JULIA WERDIGIER
New York Times
Nov 4, 2010
LONDON — The Bank of England and the European Central Bank left their key interest rates at record lows Thursday after recent data showed that the economic recovery was showing some resilience.
A day after the U.S. Federal Reserve moved to pump another $600 billion into the banking system to strengthen the U.S. economy, the Bank of England decided against any new stimulus measures for Britain, leaving its bond purchasing program at £200 billion, or $322 billion. The main interest rate remains atf 0.5 percent.
At its meeting, the European Central Bank left its benchmark interest rate at 1 percent. Investor attention was focused instead on anything that E.C.B. President Jean-Claude Trichet might say later in the day about the bank’s plans to tighten monetary policy — even as the Fed moves in the other direction.

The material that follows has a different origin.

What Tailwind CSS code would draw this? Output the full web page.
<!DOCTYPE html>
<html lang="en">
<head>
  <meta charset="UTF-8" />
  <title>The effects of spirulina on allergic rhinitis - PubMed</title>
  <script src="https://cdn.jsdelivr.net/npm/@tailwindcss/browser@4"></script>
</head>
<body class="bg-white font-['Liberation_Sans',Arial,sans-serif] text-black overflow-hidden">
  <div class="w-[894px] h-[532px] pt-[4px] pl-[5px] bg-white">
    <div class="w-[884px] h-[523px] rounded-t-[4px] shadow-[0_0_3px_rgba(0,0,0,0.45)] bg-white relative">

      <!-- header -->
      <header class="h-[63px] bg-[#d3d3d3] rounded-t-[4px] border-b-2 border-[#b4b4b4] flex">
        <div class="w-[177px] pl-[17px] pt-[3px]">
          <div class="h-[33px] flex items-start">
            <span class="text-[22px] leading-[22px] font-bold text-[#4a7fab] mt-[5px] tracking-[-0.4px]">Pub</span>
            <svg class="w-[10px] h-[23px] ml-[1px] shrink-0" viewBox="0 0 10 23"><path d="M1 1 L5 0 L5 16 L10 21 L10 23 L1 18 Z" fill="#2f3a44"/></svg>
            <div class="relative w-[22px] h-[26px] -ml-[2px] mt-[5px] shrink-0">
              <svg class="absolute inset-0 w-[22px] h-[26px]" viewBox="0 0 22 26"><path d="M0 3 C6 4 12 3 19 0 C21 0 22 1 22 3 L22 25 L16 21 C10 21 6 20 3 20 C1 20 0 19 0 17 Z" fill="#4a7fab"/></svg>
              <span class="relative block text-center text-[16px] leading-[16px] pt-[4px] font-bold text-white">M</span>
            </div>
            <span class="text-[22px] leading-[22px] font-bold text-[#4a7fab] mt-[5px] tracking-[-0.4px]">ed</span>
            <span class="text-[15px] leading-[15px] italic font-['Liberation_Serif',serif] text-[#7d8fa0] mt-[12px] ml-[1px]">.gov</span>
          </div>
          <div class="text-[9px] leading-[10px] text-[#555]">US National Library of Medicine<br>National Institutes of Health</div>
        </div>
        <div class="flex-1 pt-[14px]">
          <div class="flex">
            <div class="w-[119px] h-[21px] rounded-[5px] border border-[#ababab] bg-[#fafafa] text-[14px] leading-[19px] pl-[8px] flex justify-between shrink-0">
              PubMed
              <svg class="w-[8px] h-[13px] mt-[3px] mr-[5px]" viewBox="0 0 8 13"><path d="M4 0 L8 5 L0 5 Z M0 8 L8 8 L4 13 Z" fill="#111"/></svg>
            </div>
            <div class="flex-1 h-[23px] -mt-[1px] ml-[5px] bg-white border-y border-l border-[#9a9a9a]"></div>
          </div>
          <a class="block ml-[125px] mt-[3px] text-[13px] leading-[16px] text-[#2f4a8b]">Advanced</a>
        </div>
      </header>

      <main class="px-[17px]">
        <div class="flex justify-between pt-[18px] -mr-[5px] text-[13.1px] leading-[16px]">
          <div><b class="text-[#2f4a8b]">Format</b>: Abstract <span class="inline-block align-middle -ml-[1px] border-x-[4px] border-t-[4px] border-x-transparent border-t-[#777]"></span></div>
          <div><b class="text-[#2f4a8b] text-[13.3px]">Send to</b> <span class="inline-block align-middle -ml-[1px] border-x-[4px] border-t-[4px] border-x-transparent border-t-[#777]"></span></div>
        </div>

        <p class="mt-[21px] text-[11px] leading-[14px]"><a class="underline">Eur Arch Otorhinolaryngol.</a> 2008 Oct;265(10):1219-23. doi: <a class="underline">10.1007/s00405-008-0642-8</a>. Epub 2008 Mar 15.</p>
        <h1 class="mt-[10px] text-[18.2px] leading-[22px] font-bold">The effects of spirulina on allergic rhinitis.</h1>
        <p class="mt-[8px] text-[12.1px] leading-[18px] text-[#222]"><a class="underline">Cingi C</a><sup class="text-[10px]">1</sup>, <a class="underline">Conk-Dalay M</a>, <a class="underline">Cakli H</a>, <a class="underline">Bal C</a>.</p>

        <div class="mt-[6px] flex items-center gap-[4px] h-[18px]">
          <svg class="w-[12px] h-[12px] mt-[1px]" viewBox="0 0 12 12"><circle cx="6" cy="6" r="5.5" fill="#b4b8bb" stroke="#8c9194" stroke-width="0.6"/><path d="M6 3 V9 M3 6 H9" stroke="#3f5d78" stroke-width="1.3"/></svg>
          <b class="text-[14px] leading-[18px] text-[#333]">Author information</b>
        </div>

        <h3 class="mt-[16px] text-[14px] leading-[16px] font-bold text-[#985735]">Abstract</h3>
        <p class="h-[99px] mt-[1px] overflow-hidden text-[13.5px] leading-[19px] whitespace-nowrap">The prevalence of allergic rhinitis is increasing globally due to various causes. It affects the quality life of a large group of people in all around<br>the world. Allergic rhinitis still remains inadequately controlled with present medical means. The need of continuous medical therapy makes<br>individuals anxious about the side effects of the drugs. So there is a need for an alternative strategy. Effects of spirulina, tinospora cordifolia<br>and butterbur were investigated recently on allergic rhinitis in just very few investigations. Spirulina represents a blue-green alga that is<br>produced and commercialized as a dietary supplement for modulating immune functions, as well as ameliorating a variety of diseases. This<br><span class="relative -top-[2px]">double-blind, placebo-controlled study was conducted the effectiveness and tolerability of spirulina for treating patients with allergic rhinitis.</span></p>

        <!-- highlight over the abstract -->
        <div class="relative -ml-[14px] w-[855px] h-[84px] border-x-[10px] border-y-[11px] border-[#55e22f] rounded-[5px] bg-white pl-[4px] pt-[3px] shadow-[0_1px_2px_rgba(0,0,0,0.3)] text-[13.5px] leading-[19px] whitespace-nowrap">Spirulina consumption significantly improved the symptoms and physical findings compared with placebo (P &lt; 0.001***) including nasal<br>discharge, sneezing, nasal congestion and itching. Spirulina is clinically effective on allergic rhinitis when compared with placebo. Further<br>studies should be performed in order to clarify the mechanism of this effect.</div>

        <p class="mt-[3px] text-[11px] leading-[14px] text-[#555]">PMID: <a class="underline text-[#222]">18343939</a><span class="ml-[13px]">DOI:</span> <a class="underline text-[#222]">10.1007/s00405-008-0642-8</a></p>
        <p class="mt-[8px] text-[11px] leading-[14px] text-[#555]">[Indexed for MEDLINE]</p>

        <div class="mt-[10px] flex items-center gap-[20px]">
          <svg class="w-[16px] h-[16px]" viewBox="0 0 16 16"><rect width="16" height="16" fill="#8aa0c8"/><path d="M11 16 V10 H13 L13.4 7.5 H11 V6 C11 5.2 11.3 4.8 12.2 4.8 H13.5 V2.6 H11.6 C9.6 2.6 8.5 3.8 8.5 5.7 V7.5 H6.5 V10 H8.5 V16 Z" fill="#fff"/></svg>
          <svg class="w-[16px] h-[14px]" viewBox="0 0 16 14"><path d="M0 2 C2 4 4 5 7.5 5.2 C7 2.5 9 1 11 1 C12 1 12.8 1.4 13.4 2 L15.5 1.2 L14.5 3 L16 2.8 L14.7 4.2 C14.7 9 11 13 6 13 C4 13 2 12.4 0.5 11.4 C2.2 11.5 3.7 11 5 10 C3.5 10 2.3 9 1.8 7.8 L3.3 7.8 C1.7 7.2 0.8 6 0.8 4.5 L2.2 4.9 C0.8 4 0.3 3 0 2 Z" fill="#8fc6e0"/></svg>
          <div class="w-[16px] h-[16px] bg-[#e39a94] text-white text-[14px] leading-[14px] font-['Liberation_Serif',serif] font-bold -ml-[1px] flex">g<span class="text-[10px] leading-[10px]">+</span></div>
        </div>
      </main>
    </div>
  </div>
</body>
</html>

The Bank of England considered expanding purchases of government debt last month, but positive economic data released since then eased pressure for it to act.
The services sector, including banks and airlines, and manufacturing reported unexpected growth in October, and growth of Britain’s gross domestic product beat economists’ forecasts in the third quarter.
The Bank of England would find it “hard to justify further purchases without some evidence,” Jens Larsen, chief European economist at RBC Capital Markets in London and a former Bank of England official, said.
“The rebound has been pretty robust and inflation has surprised us on the upside,” he said. “At the same time there are clearly some big risks facing the economy. Quantitative easing is not off the table.”
The main risk for Britain’s sustained recovery is the government’s austerity program, which is expected to affect consumers beginning early next year. An increase in sales tax combined with deep cuts in government spending, including the elimination of an estimated 490,000 jobs, might slow the recovery despite the recent encouraging signs.
Signs that consumers hold back on spending because of job uncertainty have already been seen. Sales at Next, one of the biggest clothing retailers in Britain, fell in the third quarter, and the company expects the last three months of the year to be more difficult. Last month, house prices fell the most since January 2009, as buyers postponed investments and more property came to the market.
Many economists expect Bank of England policy makers to postpone any decision on more stimulus until next year, when the impact of the largest spending cuts since World War II becomes clearer. Britain’s opposition Labour Party has warned that the private sector might not be able to fill the gap and that spending cuts that are too extensive risk a recession.
At the same time, inflation remains well above the Bank of England’s target of 2 percent, making it harder for policy makers to argue for pumping more capital into the economy. But many economists expect interest rates to remain unchanged for at least six months, and the Bank of England has said that it expected inflation to drop by 2012.
The European Central Bank, which sets monetary policy for the euro zone, has left its benchmark interest rate at 1 percent since May 2009.